Plusieurs arguments peuvent être mis en avant pour rejeter ces amendements. J'en reprendrai quatre, que le Conseil d'État a développés dans son avis de 2018 sur un projet de loi relatif à la bioéthique. Tout d'abord, l'autorisation d'une AMP post mortem pourrait entraîner la naissance d'un enfant dont le père est décédé avant même sa conception dans le cas de l'utilisation des gamètes, ou avant le début de sa gestation pour les embryons. L'enfant ne sera élevé que par un seul parent, ce qui est une source de vulnérabilité que l'on créerait ipso facto.
Ensuite, le Conseil d'État affirme que naître dans un contexte de deuil est une situation qui pourrait marquer le récit identitaire de l'enfant, subissant nécessairement l'impact du deuil de son père. Symboliquement, cette PMA revient à faire engendrer un mort, cette charge psychologique pesant sur l'enfant.
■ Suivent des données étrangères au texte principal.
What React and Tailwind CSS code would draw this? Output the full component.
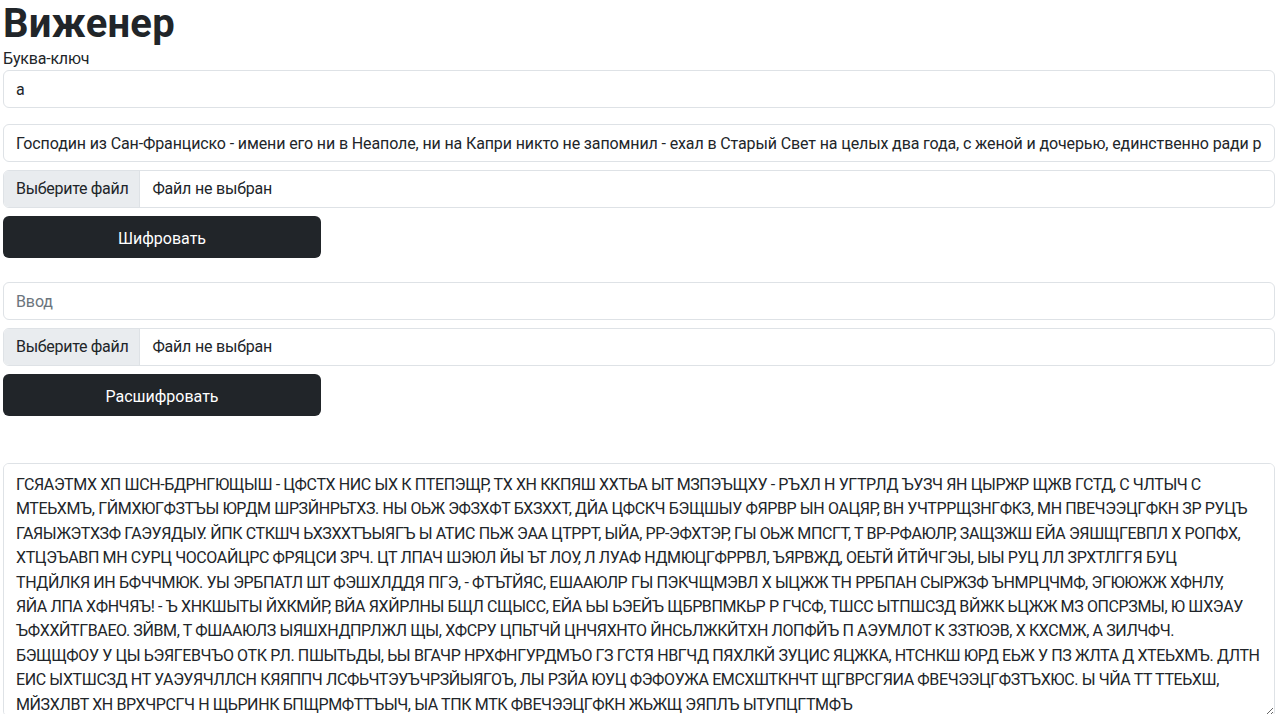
const plain =
  "Господин из Сан-Франциско - имени его ни в Неаполе, ни на Капри никто не запомнил - ехал в Старый Свет на целых два года, с женой и дочерью, единственно ради развлечения.";

const cipher =
  "ГСЯАЭТМХ ХП ШСН-БДРНГЮЩЫШ - ЦФСТХ НИС ЫХ К ПТЕПЭЩР, ТХ ХН ККПЯШ ХХТЬА ЫТ МЗПЭЪЩХУ - РЪХЛ Н УГТРЛД ЪУЗЧ ЯН ЦЫРЖР ЩЖВ ГСТД, С ЧЛТЫЧ С " +
  "МТЕЬХМЪ, ГЙМХЮГФЗТЪЫ ЮРДМ ШРЗЙНРЬТХЗ. НЫ ОЬЖ ЭФЗХФТ БХЗХХТ, ДЙА ЦФСКЧ БЭЩШЫУ ФЯРВР ЫН ОАЦЯР, ВН УЧТРРЩЗНГФКЗ, МН ПВЕЧЭЭЦГФКН ЗР РУЦЪ " +
  "ГАЯЫЖЭТХЗФ ГАЭУЯДЫУ. ЙПК СТКШЧ ЬХЗХХТЪЫЯГЪ Ы АТИС ПЬЖ ЭАА ЦТРРТ, ЫЙА, РР-ЭФХТЭР, ГЫ ОЬЖ МПСГТ, Т ВР-РФАЮЛР, ЗАЩЗЖШ ЕЙА ЭЯШЩГЕВПЛ Х РОПФХ, " +
  "ХТЦЭЪАВП МН СУРЦ ЧОСОАЙЦРС ФРЯЦСИ ЗРЧ. ЦТ ЛПАЧ ШЭЮЛ ЙЫ ЪТ ЛОУ, Л ЛУАФ НДМЮЦГФРРВЛ, ЪЯРВЖД, ОЕЬТЙ ЙТЙЧГЭЫ, ЫЫ РУЦ ЛЛ ЗРХТЛГГЯ БУЦ\n" +
  "ТНДЙЛКЯ ИН БФЧЧМЮК. УЫ ЭРБПАТЛ ШТ ФЭШХЛДДЯ ПГЭ, - ФТЪТЙЯС, ЕШААЮЛР ГЫ ПЭКЧЩМЭВЛ Х ЫЦЖЖ ТН РРБПАН СЫРЖЗФ ЪНМРЦЧМФ, ЭГЮЮЖЖ ХФНЛУ,\n" +
  "ЯЙА ЛПА ХФНЧЯЪ! - Ъ ХНКШЫТЫ ЙХКМЙР, ВЙА ЯХЙРЛНЫ БЩЛ СЩЫСС, ЕЙА ЬЫ ЬЭЕЙЪ ЩБРВПМКЬР Р ГЧСФ, ТШСС ЫТПШСЗД ВЙЖК ЬЦЖЖ МЗ ОПСРЗМЫ, Ю ШХЭАУ " +
  "ЪФХХЙТГВАЕО. ЗЙВМ, Т ФШААЮЛЗ ЫЯШХНДПРЛЖЛ ЩЫ, ХФСРУ ЦПЬТЧЙ ЦНЧЯХНТО ЙНСЬЛЖКЙТХН ЛОПФЙЪ П АЭУМЛОТ К ЗЗТЮЭВ, Х КХСМЖ, А ЗИЛЧФЧ.\n" +
  "БЭЩЩФОУ У ЦЫ ЬЭЯГЕВЧЪО ОТК РЛ. ПШЫТЬДЫ, ЬЫ ВГАЧР НРХФНГУРДМЪО ГЗ ГСТЯ НВГЧД ПЯХЛКЙ ЗУЦИС ЯЦЖКА, НТСНКШ ЮРД ЕЬЖ У ПЗ ЖЛТА Д ХТЕЬХМЪ. ДЛТН " +
  "ЕИС ЫХТШСЗД НТ УАЭУЯЧЛЛСН КЯЯППЧ ЛСФЬЧТЭУЪЧРЗЙЫЯГОЪ, ЛЫ РЗЙА ЮУЦ ФЭФОУЖА ЕМСХШТКНЧТ ЩГВРСГЯИА ФВЕЧЭЭЦГФЗТЪХЮС. Ы ЧЙА ТТ ТТЕЬХШ,\n" +
  "МЙЗХЛВТ ХН ВРХЧРСГЧ Н ЩЬРИНК БПЩРМФТТЪЫЧ, ЫА ТПК МТК ФВЕЧЭЭЦГФКН ЖЬЖЩ ЭЯПЛЪ ЫТУПЦГТМФЪ";

function FileInput() {
  return (
    <div className="flex h-[38px] rounded-md border border-[#dee2e6] overflow-hidden bg-white">
      <div className="flex items-center pl-3 pr-[11px] bg-[#e9ecef] border-r border-[#dee2e6] tracking-[-0.3px]">Выберите файл</div>
      <div className="flex items-center px-3 tracking-[-0.2px]">Файл не выбран</div>
    </div>
  );
}

function TextInput({ value, placeholder }) {
  return (
    <input
      type="text"
      defaultValue={value}
      placeholder={placeholder}
      className="block w-full h-[38px] px-3 rounded-md border border-[#dee2e6] bg-white text-[#212529] tracking-[-0.12px] placeholder:text-[#6c757d] outline-none"
    />
  );
}

export default function App() {
  return (
    <div className="px-[3px] bg-white text-[#212529] text-base font-['Segoe_UI',Roboto,'Noto_Sans',sans-serif]">
      <h1 className="text-[40px] font-bold leading-[48px] tracking-[0.2px]">Виженер</h1>
      <label className="block leading-[22px] tracking-[-0.2px]">Буква-ключ</label>
      <TextInput value="а" />

      {/* Encrypt */}
      <div className="mt-4">
        <TextInput value={plain} />
      </div>
      <div className="mt-2">
        <FileInput />
      </div>
      <button className="mt-2 w-1/4 h-[42px] pt-1 rounded-md bg-[#212529] text-white">Шифровать</button>

      {/* Decrypt */}
      <div className="mt-6">
        <TextInput placeholder="Ввод" />
      </div>
      <div className="mt-2">
        <FileInput />
      </div>
      <button className="mt-2 w-1/4 h-[42px] pt-1 rounded-md bg-[#212529] text-white">Расшифровать</button>

      {/* Result */}
      <textarea
        readOnly
        defaultValue={cipher}
        className="block mt-[47px] w-full h-[254px] px-3 pt-[9px] pb-[6px] rounded-md border border-[#dee2e6] bg-white text-[#212529] leading-[24.4px] tracking-[-0.38px] outline-none"
      />
    </div>
  );
}
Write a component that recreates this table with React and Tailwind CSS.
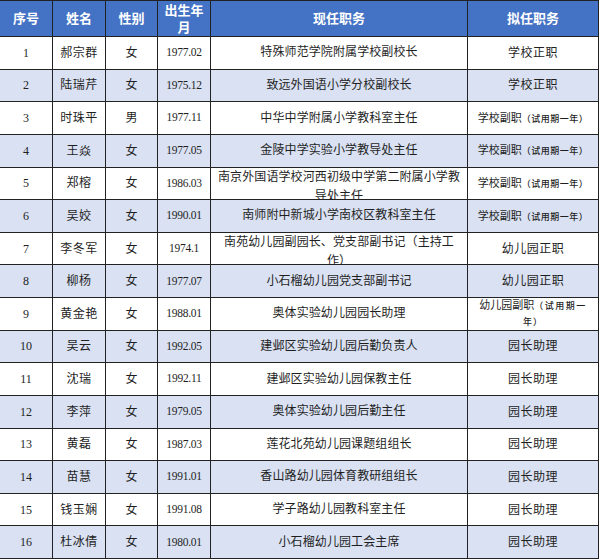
const rows = [
  ["1", "郝宗群", "女", "1977.02", ["特殊师范学院附属学校副校长"], "学校正职"],
  ["2", "陆瑞芹", "女", "1975.12", ["致远外国语小学分校副校长"], "学校正职"],
  ["3", "时珠平", "男", "1977.11", ["中华中学附属小学教科室主任"], "trial"],
  ["4", "王焱", "女", "1977.05", ["金陵中学实验小学教导处主任"], "trial"],
  ["5", "郑榕", "女", "1986.03", ["南京外国语学校河西初级中学第二附属小学教", "导处主任"], "trial"],
  ["6", "吴姣", "女", "1990.01", ["南师附中新城小学南校区教科室主任"], "trial"],
  ["7", "李冬军", "女", "1974.1", ["南苑幼儿园副园长、党支部副书记（主持工", "作）"], "幼儿园正职"],
  ["8", "柳杨", "女", "1977.07", ["小石榴幼儿园党支部副书记"], "幼儿园正职"],
  ["9", "黄金艳", "女", "1988.01", ["奥体实验幼儿园园长助理"], "kg-trial"],
  ["10", "吴云", "女", "1992.05", ["建邺区实验幼儿园后勤负责人"], "园长助理"],
  ["11", "沈瑞", "女", "1992.11", ["建邺区实验幼儿园保教主任"], "园长助理"],
  ["12", "李萍", "女", "1979.05", ["奥体实验幼儿园后勤主任"], "园长助理"],
  ["13", "黄磊", "女", "1987.03", ["莲花北苑幼儿园课题组组长"], "园长助理"],
  ["14", "苗慧", "女", "1991.01", ["香山路幼儿园体育教研组组长"], "园长助理"],
  ["15", "钱玉娴", "女", "1991.08", ["学子路幼儿园教科室主任"], "园长助理"],
  ["16", "杜冰倩", "女", "1980.01", ["小石榴幼儿园工会主席"], "园长助理"],
];

const cell =
  "flex justify-center overflow-hidden border-r border-b border-[#222] text-center";

function NewPost({ value }) {
  if (value === "trial") {
    return (
      <span className="whitespace-nowrap text-[11px]">
        学校副职
        <span className="text-[9px] font-medium tracking-[0.5px]">（试用期一年）</span>
      </span>
    );
  }
  if (value === "kg-trial") {
    return (
      <span className="block whitespace-nowrap text-[11px] leading-[15px]">
        幼儿园副职
        <span className="text-[9px] font-medium tracking-[1.5px]">（试用期一</span>
        <br />
        <span className="text-[9px] font-medium tracking-[1px]">年）</span>
      </span>
    );
  }
  return <span className="text-[12px] tracking-[0.5px]">{value}</span>;
}

export default function App() {
  return (
    <div
      className="w-[599px] h-[560px] bg-white text-[#1f1f1f]"
      style={{ fontFamily: '"Liberation Serif", "Noto Sans CJK SC", serif' }}
    >
      <div className="grid h-[559px] grid-cols-[53px_53px_52px_53px_257px_131px] grid-rows-[36px_repeat(16,minmax(0,1fr))] border-t border-[#222]">
        {/* header */}
        <div className={`${cell} items-center bg-[#4472c4] text-white text-[13px] font-semibold`}>序号</div>
        <div className={`${cell} items-center bg-[#4472c4] text-white text-[13px] font-semibold`}>姓名</div>
        <div className={`${cell} items-center bg-[#4472c4] text-white text-[13px] font-semibold`}>性别</div>
        <div className={`${cell} items-center bg-[#4472c4] text-white text-[13px] font-semibold leading-[17px]`}>
          <span>
            出生年
            <br />月
          </span>
        </div>
        <div className={`${cell} items-center bg-[#4472c4] text-white text-[13px] font-semibold`}>现任职务</div>
        <div className={`${cell} items-center bg-[#4472c4] text-white text-[13px] font-semibold`}>拟任职务</div>

        {rows.map((r, i) => {
          const bg = i % 2 === 1 ? "bg-[#d9e1f2]" : "bg-white";
          const multi = r[4].length > 1;
          return [
            <div key={`${i}a`} className={`${cell} items-center ${bg} text-[12px]`}>{r[0]}</div>,
            <div key={`${i}b`} className={`${cell} items-center ${bg} text-[12px] tracking-[0.5px]`}>{r[1]}</div>,
            <div key={`${i}c`} className={`${cell} items-center ${bg} text-[12px]`}>{r[2]}</div>,
            <div key={`${i}d`} className={`${cell} items-center ${bg} text-[11.5px] tracking-[-0.3px]`}>{r[3]}</div>,
            <div
              key={`${i}e`}
              className={`${cell} ${multi ? "items-start" : "items-center"} ${bg} text-[12px] tracking-[0.1px] leading-[19px]`}
            >
              <span className="whitespace-nowrap">
                {r[4].map((line, j) => (
                  <span key={j} className="block">{line}</span>
                ))}
              </span>
            </div>,
            <div key={`${i}f`} className={`${cell} items-center ${bg}`}>
              <NewPost value={r[5]} />
            </div>,
          ];
        })}
      </div>
    </div>
  );
}
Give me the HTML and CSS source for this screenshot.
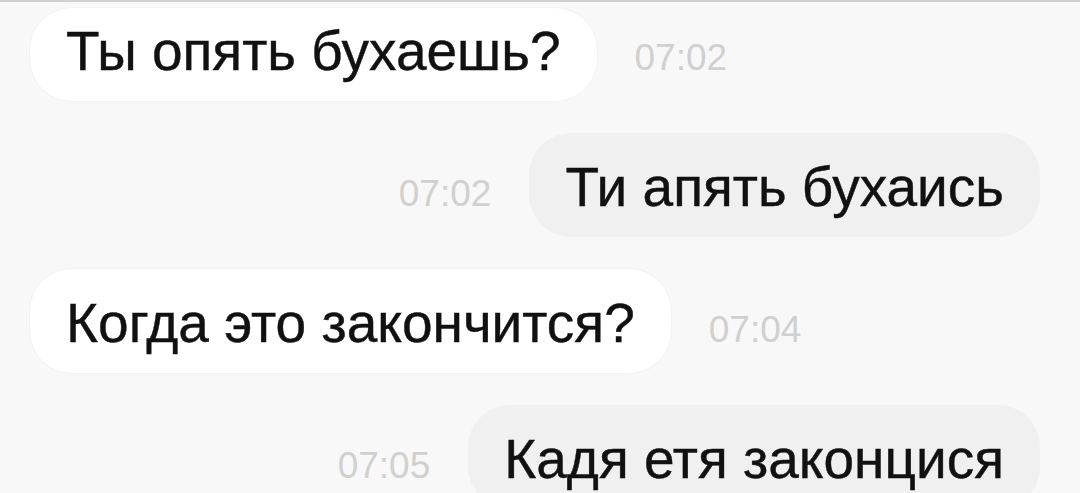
FILE: index.html
```html
<!DOCTYPE html>
<html lang="ru">
<head>
    <meta charset="UTF-8">
    <meta name="viewport" content="width=device-width, initial-scale=1.0">
    <title>Чат</title>
    <link rel="stylesheet" href="styles.css">
</head>
<body>
    <div class="chat">
        <div class="msg in first">
            <div class="bubble">Ты опять бухаешь?</div>
            <span class="time">07:02</span>
        </div>

        <div class="msg out">
            <span class="time">07:02</span>
            <div class="bubble">Ти апять бухаись</div>
        </div>

        <div class="msg in">
            <div class="bubble">Когда это закончится?</div>
            <span class="time">07:04</span>
        </div>

        <div class="msg out">
            <span class="time">07:05</span>
            <div class="bubble">Кадя етя законцися</div>
        </div>
    </div>
</body>
</html>
```

FILE: styles.css
```css
body {
    margin: 0;
    padding: 0;
    background-color: #f8f8f8;
    font-family: "Liberation Sans", Arial, sans-serif;
    color: #111111;
    height: 100vh;
    overflow: hidden;
}

.chat {
    border-top: 2px solid #cfcfcf;
    padding: 6px 40px 0 30px;
    display: flex;
    flex-direction: column;
    gap: 32px;
}

.msg {
    display: flex;
    align-items: baseline;
    gap: 38px;
}

.msg.out {
    justify-content: flex-end;
}

.bubble {
    font-size: 55px;
    line-height: 63px;
    padding: 23px 36px 18px;
    border-radius: 42px;
    white-space: nowrap;
    -webkit-text-stroke: 0.4px #111111;
}

.msg.first .bubble {
    padding-top: 12px;
}

.msg.in .bubble {
    background-color: #ffffff;
    box-shadow: 0 0 0 1px #f2f2f2;
}

.msg.out .bubble {
    background-color: #f0f0f0;
}

.time {
    font-size: 37px;
    color: #d0d0d0;
}
```
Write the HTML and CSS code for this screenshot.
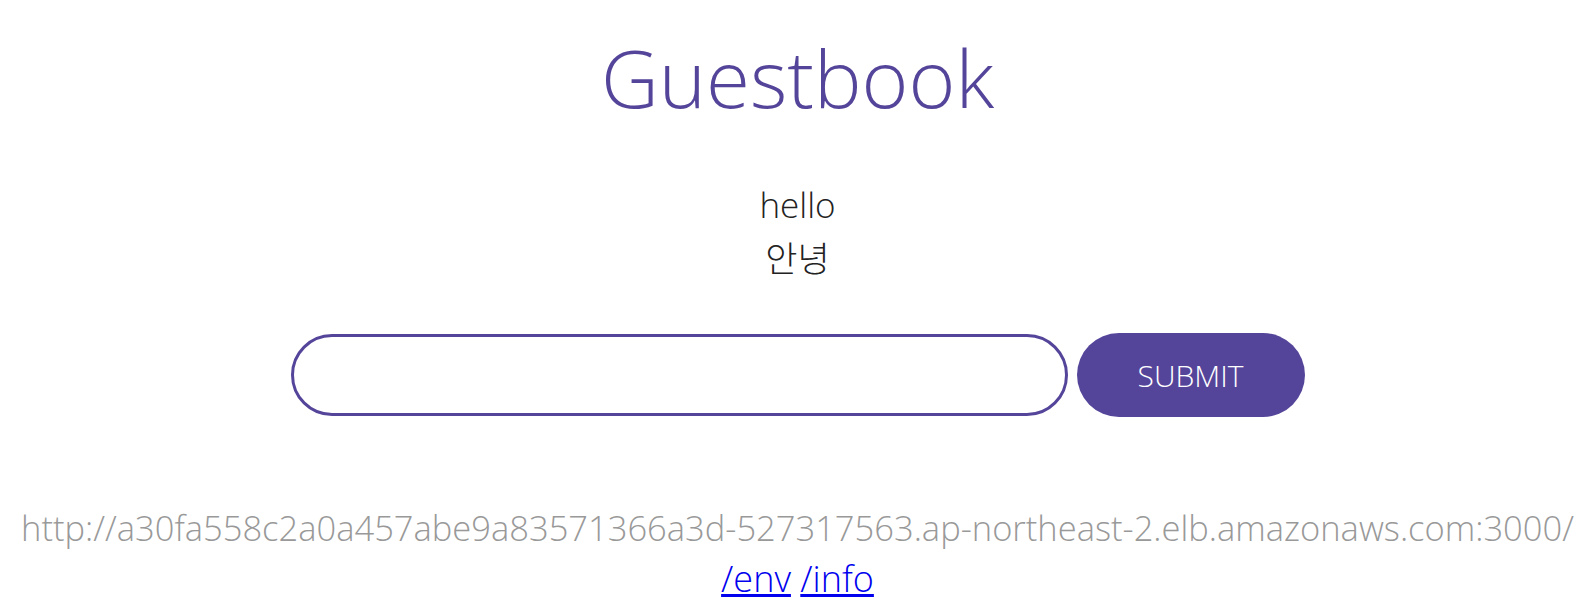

Or, comme l'a excellemment indiqué Annie Genevard à l'instant, c'est l'intérêt de l'enfant qu'il faut prendre en considération.
Dans un tel contexte, il est difficile de créer les conditions d'une décision apaisée de la mère, d'autant, comme l'a dit Mme la ministre avec laquelle nous sommes en plein accord sur le sujet, que des pressions familiales pourraient s'exercer sur la mère en deuil.
Le dernier argument, que vous avez également avancé, madame la ministre, est juridique : si cette technique était autorisée, il faudrait profondément modifier le droit de la filiation et celui des successions, afin d'intégrer l'enfant à la lignée du défunt. Cela n'aurait ni pour objet ni pour effet de faire de l'embryon ou des gamètes conservés des sujets de droit : nous avons été très choqués par l'idée d'élaborer un contrat, qui mène à une marchandisation du corps. Nous n'imaginons pas la signature d'un contrat chez le notaire portant sur un embryon.